For PCI[e] devices which support bus mastering (ie virtually all of them) the device itself issues the transfer. How that is actually done depends on the device - usually you program registers with a scatter/gather (SG) list, or with the physical address of an SG list in system memory and then the device will do the job.
The bus_dma* routines in the kernel are a tool box to let a driver tell the kernel what kind of DMA a card is going to do and to help with things like mapping it as necessary, cache coherency etc etc.
Systems with ioat are pretty rare I believe, the vast majority of DMA in a modern PC is done by PCI cards (or things which look like PCI cards to the OS).

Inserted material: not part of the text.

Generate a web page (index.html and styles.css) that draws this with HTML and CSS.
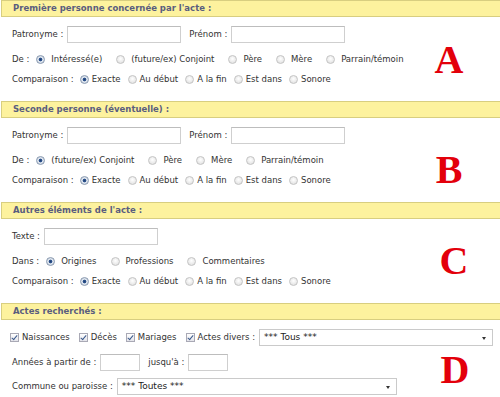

> On Mon, Dec 17, 2018 at 4:54 PM Rajesh Kumar <rajfbsd at gmail.com> wrote:
>
>> Hi,
>>
>> Thanks everyone for your inputs. I assume, "PCI busmaster"ing refers to a
>> peripheral device being made as the owner of the bus by the DMA engine and
>> do data transfer. Please correct me if I am wrong. But, will this bus_dma
>> API uses the DMA engine in hardware (does it support PCI busmastering)?
>>
>> As I understand, DMA engine will expose DMA channels, which can be used by
>> the client drivers to queue their DMA requests (without CPU intervention)
>> and completions are given through the callback functions. If this is
>> considered the real DMA operation, I don't see options to request DMA
>> channels using bus_dma API's, and the callbacks in bus_dma API is meant to
>> receive just the DMA map details (doesn't indicate a DMA completion).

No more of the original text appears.